§ Collected material:
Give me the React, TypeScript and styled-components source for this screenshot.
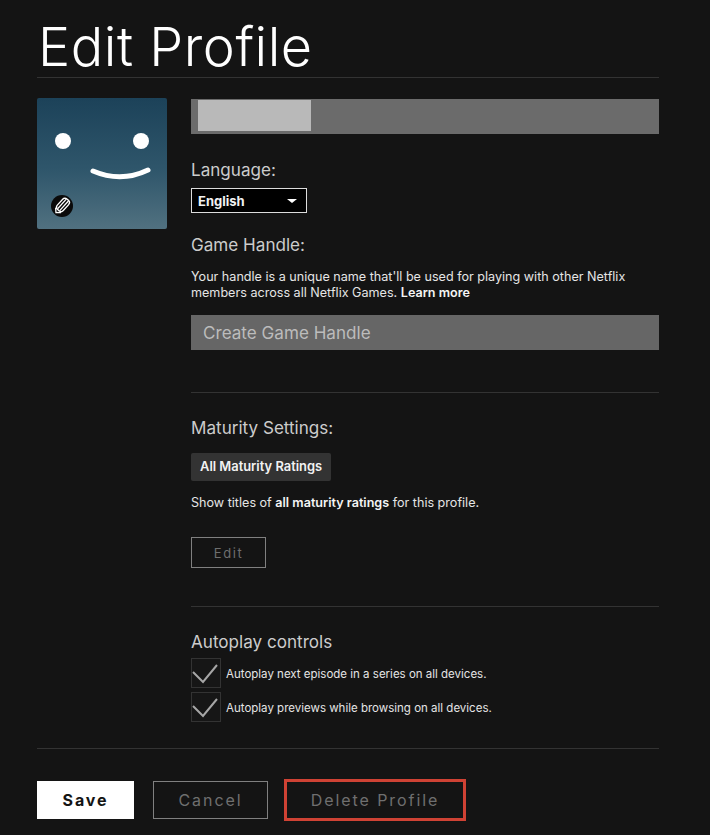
import React from 'react';
import styled, { createGlobalStyle } from 'styled-components';

const GlobalStyle = createGlobalStyle`
  html, body {
    margin: 0;
    padding: 0;
    background: #141414;
  }
  body {
    font-family: Inter, "Liberation Sans", sans-serif;
    color: #fff;
  }
`;

const Page = styled.div`
  width: 710px;
  height: 835px;
  box-sizing: border-box;
  padding: 0 51px 0 37px;
  overflow: hidden;
  background: #141414;
`;

const Title = styled.h1`
  margin: 0;
  height: 77px;
  box-sizing: border-box;
  padding: 15px 0 0 1px;
  font-size: 54px;
  line-height: 63px;
  letter-spacing: 0.55px;
  font-weight: 300;
  color: #fff;
`;

const Divider = styled.div`
  height: 1px;
  background: #333;
`;

const Main = styled.div`
  display: flex;
  gap: 24px;
  padding-top: 20px;
`;

const AvatarBox = styled.div`
  position: relative;
  flex: none;
  width: 130px;
  height: 131px;
  border-radius: 2px;
  background: linear-gradient(180deg, #1c4259 0%, #2f566b 55%, #517180 100%);
`;

const AvatarFace = styled.svg`
  display: block;
  width: 130px;
  height: 131px;
`;

const EditBadge = styled.svg`
  position: absolute;
  left: 14px;
  bottom: 12px;
  width: 22px;
  height: 22px;
`;

const Form = styled.div`
  flex: 1;
  min-width: 0;
  padding-top: 1px;
`;

const NameField = styled.div`
  height: 35px;
  box-sizing: border-box;
  padding: 1px 0 3px 7px;
  background: #6b6b6b;
`;

const NameRedaction = styled.div`
  width: 113px;
  height: 31px;
  background: #b9b9b9;
`;

const Label = styled.div<{ $top: number }>`
  margin-top: ${p => p.$top}px;
  font-size: 17.1px;
  line-height: 22px;
  font-weight: 400;
  color: #cccccc;
`;

const LanguageSelect = styled.div`
  width: 116px;
  height: 25px;
  margin-top: 7px;
  box-sizing: border-box;
  display: flex;
  align-items: center;
  justify-content: space-between;
  padding: 0 9px 0 6px;
  background: #000;
  border: 1px solid #ddd;
  font-size: 13px;
  font-weight: 700;
  color: #f2f2f2;
`;

const Caret = styled.span`
  width: 0;
  height: 0;
  border-left: 5px solid transparent;
  border-right: 5px solid transparent;
  border-top: 4px solid #fff;
`;

const Body = styled.p<{ $top: number }>`
  margin: ${p => p.$top}px 0 0;
  font-size: 12.6px;
  line-height: 16px;
  font-weight: 400;
  color: #e5e5e5;

  b {
    font-weight: 600;
    color: #f5f5f5;
  }
`;

const HandleField = styled.div`
  height: 35px;
  margin-top: 14px;
  padding-left: 12px;
  display: flex;
  align-items: center;
  background: #666;
  font-size: 17.1px;
  color: #bcbcbc;
`;

const SectionRule = styled(Divider)<{ $top: number }>`
  margin-top: ${p => p.$top}px;
`;

const RatingPill = styled.div`
  display: inline-block;
  height: 28px;
  margin-top: 14px;
  padding: 0 9px;
  border-radius: 2px;
  background: #333;
  font-size: 12.9px;
  line-height: 28px;
  font-weight: 600;
  color: #f2f2f2;
`;

const OutlineButton = styled.div<{ $width: number; $height: number; $size: number; $color: string }>`
  width: ${p => p.$width}px;
  height: ${p => p.$height}px;
  box-sizing: border-box;
  display: flex;
  align-items: center;
  justify-content: center;
  border: 1px solid #808080;
  font-size: ${p => p.$size}px;
  letter-spacing: 0.12em;
  color: ${p => p.$color};
`;

const EditButton = styled(OutlineButton)`
  margin-top: 26px;
`;

const CheckRows = styled.div`
  margin-top: 5px;
  display: flex;
  flex-direction: column;
  gap: 4px;
`;

const CheckRow = styled.div`
  display: flex;
  align-items: center;
  gap: 5px;
  height: 30px;
  font-size: 11.5px;
  color: #e5e5e5;
`;

const CheckText = styled.span`
  margin-top: 2px;
`;

const CheckBox = styled.div`
  flex: none;
  width: 30px;
  height: 30px;
  box-sizing: border-box;
  border: 1px solid #333;
  background: #161616;
`;

const CheckMark = styled.svg`
  display: block;
  width: 28px;
  height: 28px;
`;

const BottomRule = styled(Divider)`
  margin-top: 26px;
`;

const Footer = styled.div`
  margin-top: 30px;
  display: flex;
  align-items: center;
  height: 42px;
`;

const SaveButton = styled.div`
  width: 97px;
  height: 38px;
  display: flex;
  align-items: center;
  justify-content: center;
  background: #fff;
  color: #141414;
  font-size: 16px;
  font-weight: 700;
  letter-spacing: 0.12em;
`;

const CancelButton = styled(OutlineButton)`
  margin-left: 19px;
`;

const DeleteButton = styled(OutlineButton)`
  margin-left: 16px;
  border: 3px solid #cf4234;
`;

const checks = [
  'Autoplay next episode in a series on all devices.',
  'Autoplay previews while browsing on all devices.',
];

export default function App() {
  return (
    <Page>
      <GlobalStyle />
      <Title>Edit Profile</Title>
      <Divider />
      <Main>
        <AvatarBox>
          <AvatarFace viewBox="0 0 130 131">
            <circle cx="26" cy="43" r="8" fill="#fff" />
            <circle cx="104" cy="43" r="8" fill="#fff" />
            <path d="M56 73 Q84 85 111 72" fill="none" stroke="#fff" strokeWidth="5" strokeLinecap="round" />
          </AvatarFace>
          <EditBadge viewBox="0 0 22 22">
            <circle cx="11" cy="11" r="11" fill="#0a0a0a" />
            <g transform="rotate(42 11 11)" fill="none" stroke="#fff" strokeWidth="1.3">
              <rect x="7" y="2.5" width="8" height="14" rx="3" />
              <path d="M9.6 3v13M12.4 3v13" />
              <path d="M7.4 16.5 11 20l3.6-3.5" />
            </g>
          </EditBadge>
        </AvatarBox>
        <Form>
          <NameField>
            <NameRedaction />
          </NameField>
          <Label $top={25}>Language:</Label>
          <LanguageSelect>
            English
            <Caret />
          </LanguageSelect>
          <Label $top={21}>Game Handle:</Label>
          <Body $top={13}>
            Your handle is a unique name that'll be used for playing with other Netflix members across all Netflix Games. <b>Learn more</b>
          </Body>
          <HandleField>Create Game Handle</HandleField>
          <SectionRule $top={42} />
          <Label $top={24}>Maturity Settings:</Label>
          <RatingPill>All Maturity Ratings</RatingPill>
          <Body $top={14}>
            Show titles of <b>all maturity ratings</b> for this profile.
          </Body>
          <EditButton $width={75} $height={31} $size={13} $color="#6f6f6f">Edit</EditButton>
          <SectionRule $top={38} />
          <Label $top={24}>Autoplay controls</Label>
          <CheckRows>
            {checks.map(text => (
              <CheckRow key={text}>
                <CheckBox>
                  <CheckMark viewBox="0 0 28 28">
                    <path d="M1 13l10 10L25 6" fill="none" stroke="#a6a6a6" strokeWidth="2" />
                  </CheckMark>
                </CheckBox>
                <CheckText>{text}</CheckText>
              </CheckRow>
            ))}
          </CheckRows>
        </Form>
      </Main>
      <BottomRule />
      <Footer>
        <SaveButton>Save</SaveButton>
        <CancelButton $width={115} $height={38} $size={16} $color="#6f6f6f">Cancel</CancelButton>
        <DeleteButton $width={182} $height={42} $size={16} $color="#6f6f6f">Delete Profile</DeleteButton>
      </Footer>
    </Page>
  );
}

§ Requirement: Go through the listing above and write it all out exactly, leaving out any picture.

§ The result:
Give me the React, TypeScript and styled-components source for this screenshot.
import React from 'react';
import styled, { createGlobalStyle } from 'styled-components';

const GlobalStyle = createGlobalStyle`
  html, body {
    margin: 0;
    padding: 0;
    background: #141414;
  }
  body {
    font-family: Inter, "Liberation Sans", sans-serif;
    color: #fff;
  }
`;

const Page = styled.div`
  width: 710px;
  height: 835px;
  box-sizing: border-box;
  padding: 0 51px 0 37px;
  overflow: hidden;
  background: #141414;
`;

const Title = styled.h1`
  margin: 0;
  height: 77px;
  box-sizing: border-box;
  padding: 15px 0 0 1px;
  font-size: 54px;
  line-height: 63px;
  letter-spacing: 0.55px;
  font-weight: 300;
  color: #fff;
`;

const Divider = styled.div`
  height: 1px;
  background: #333;
`;

const Main = styled.div`
  display: flex;
  gap: 24px;
  padding-top: 20px;
`;

const AvatarBox = styled.div`
  position: relative;
  flex: none;
  width: 130px;
  height: 131px;
  border-radius: 2px;
  background: linear-gradient(180deg, #1c4259 0%, #2f566b 55%, #517180 100%);
`;

const AvatarFace = styled.svg`
  display: block;
  width: 130px;
  height: 131px;
`;

const EditBadge = styled.svg`
  position: absolute;
  left: 14px;
  bottom: 12px;
  width: 22px;
  height: 22px;
`;

const Form = styled.div`
  flex: 1;
  min-width: 0;
  padding-top: 1px;
`;

const NameField = styled.div`
  height: 35px;
  box-sizing: border-box;
  padding: 1px 0 3px 7px;
  background: #6b6b6b;
`;

const NameRedaction = styled.div`
  width: 113px;
  height: 31px;
  background: #b9b9b9;
`;

const Label = styled.div<{ $top: number }>`
  margin-top: ${p => p.$top}px;
  font-size: 17.1px;
  line-height: 22px;
  font-weight: 400;
  color: #cccccc;
`;

const LanguageSelect = styled.div`
  width: 116px;
  height: 25px;
  margin-top: 7px;
  box-sizing: border-box;
  display: flex;
  align-items: center;
  justify-content: space-between;
  padding: 0 9px 0 6px;
  background: #000;
  border: 1px solid #ddd;
  font-size: 13px;
  font-weight: 700;
  color: #f2f2f2;
`;

const Caret = styled.span`
  width: 0;
  height: 0;
  border-left: 5px solid transparent;
  border-right: 5px solid transparent;
  border-top: 4px solid #fff;
`;

const Body = styled.p<{ $top: number }>`
  margin: ${p => p.$top}px 0 0;
  font-size: 12.6px;
  line-height: 16px;
  font-weight: 400;
  color: #e5e5e5;

  b {
    font-weight: 600;
    color: #f5f5f5;
  }
`;

const HandleField = styled.div`
  height: 35px;
  margin-top: 14px;
  padding-left: 12px;
  display: flex;
  align-items: center;
  background: #666;
  font-size: 17.1px;
  color: #bcbcbc;
`;

const SectionRule = styled(Divider)<{ $top: number }>`
  margin-top: ${p => p.$top}px;
`;

const RatingPill = styled.div`
  display: inline-block;
  height: 28px;
  margin-top: 14px;
  padding: 0 9px;
  border-radius: 2px;
  background: #333;
  font-size: 12.9px;
  line-height: 28px;
  font-weight: 600;
  color: #f2f2f2;
`;

const OutlineButton = styled.div<{ $width: number; $height: number; $size: number; $color: string }>`
  width: ${p => p.$width}px;
  height: ${p => p.$height}px;
  box-sizing: border-box;
  display: flex;
  align-items: center;
  justify-content: center;
  border: 1px solid #808080;
  font-size: ${p => p.$size}px;
  letter-spacing: 0.12em;
  color: ${p => p.$color};
`;

const EditButton = styled(OutlineButton)`
  margin-top: 26px;
`;

const CheckRows = styled.div`
  margin-top: 5px;
  display: flex;
  flex-direction: column;
  gap: 4px;
`;

const CheckRow = styled.div`
  display: flex;
  align-items: center;
  gap: 5px;
  height: 30px;
  font-size: 11.5px;
  color: #e5e5e5;
`;

const CheckText = styled.span`
  margin-top: 2px;
`;

const CheckBox = styled.div`
  flex: none;
  width: 30px;
  height: 30px;
  box-sizing: border-box;
  border: 1px solid #333;
  background: #161616;
`;

const CheckMark = styled.svg`
  display: block;
  width: 28px;
  height: 28px;
`;

const BottomRule = styled(Divider)`
  margin-top: 26px;
`;

const Footer = styled.div`
  margin-top: 30px;
  display: flex;
  align-items: center;
  height: 42px;
`;

const SaveButton = styled.div`
  width: 97px;
  height: 38px;
  display: flex;
  align-items: center;
  justify-content: center;
  background: #fff;
  color: #141414;
  font-size: 16px;
  font-weight: 700;
  letter-spacing: 0.12em;
`;

const CancelButton = styled(OutlineButton)`
  margin-left: 19px;
`;

const DeleteButton = styled(OutlineButton)`
  margin-left: 16px;
  border: 3px solid #cf4234;
`;

const checks = [
  'Autoplay next episode in a series on all devices.',
  'Autoplay previews while browsing on all devices.',
];

export default function App() {
  return (
    <Page>
      <GlobalStyle />
      <Title>Edit Profile</Title>
      <Divider />
      <Main>
        <AvatarBox>
          <AvatarFace viewBox="0 0 130 131">
            <circle cx="26" cy="43" r="8" fill="#fff" />
            <circle cx="104" cy="43" r="8" fill="#fff" />
            <path d="M56 73 Q84 85 111 72" fill="none" stroke="#fff" strokeWidth="5" strokeLinecap="round" />
          </AvatarFace>
          <EditBadge viewBox="0 0 22 22">
            <circle cx="11" cy="11" r="11" fill="#0a0a0a" />
            <g transform="rotate(42 11 11)" fill="none" stroke="#fff" strokeWidth="1.3">
              <rect x="7" y="2.5" width="8" height="14" rx="3" />
              <path d="M9.6 3v13M12.4 3v13" />
              <path d="M7.4 16.5 11 20l3.6-3.5" />
            </g>
          </EditBadge>
        </AvatarBox>
        <Form>
          <NameField>
            <NameRedaction />
          </NameField>
          <Label $top={25}>Language:</Label>
          <LanguageSelect>
            English
            <Caret />
          </LanguageSelect>
          <Label $top={21}>Game Handle:</Label>
          <Body $top={13}>
            Your handle is a unique name that'll be used for playing with other Netflix members across all Netflix Games. <b>Learn more</b>
          </Body>
          <HandleField>Create Game Handle</HandleField>
          <SectionRule $top={42} />
          <Label $top={24}>Maturity Settings:</Label>
          <RatingPill>All Maturity Ratings</RatingPill>
          <Body $top={14}>
            Show titles of <b>all maturity ratings</b> for this profile.
          </Body>
          <EditButton $width={75} $height={31} $size={13} $color="#6f6f6f">Edit</EditButton>
          <SectionRule $top={38} />
          <Label $top={24}>Autoplay controls</Label>
          <CheckRows>
            {checks.map(text => (
              <CheckRow key={text}>
                <CheckBox>
                  <CheckMark viewBox="0 0 28 28">
                    <path d="M1 13l10 10L25 6" fill="none" stroke="#a6a6a6" strokeWidth="2" />
                  </CheckMark>
                </CheckBox>
                <CheckText>{text}</CheckText>
              </CheckRow>
            ))}
          </CheckRows>
        </Form>
      </Main>
      <BottomRule />
      <Footer>
        <SaveButton>Save</SaveButton>
        <CancelButton $width={115} $height={38} $size={16} $color="#6f6f6f">Cancel</CancelButton>
        <DeleteButton $width={182} $height={42} $size={16} $color="#6f6f6f">Delete Profile</DeleteButton>
      </Footer>
    </Page>
  );
}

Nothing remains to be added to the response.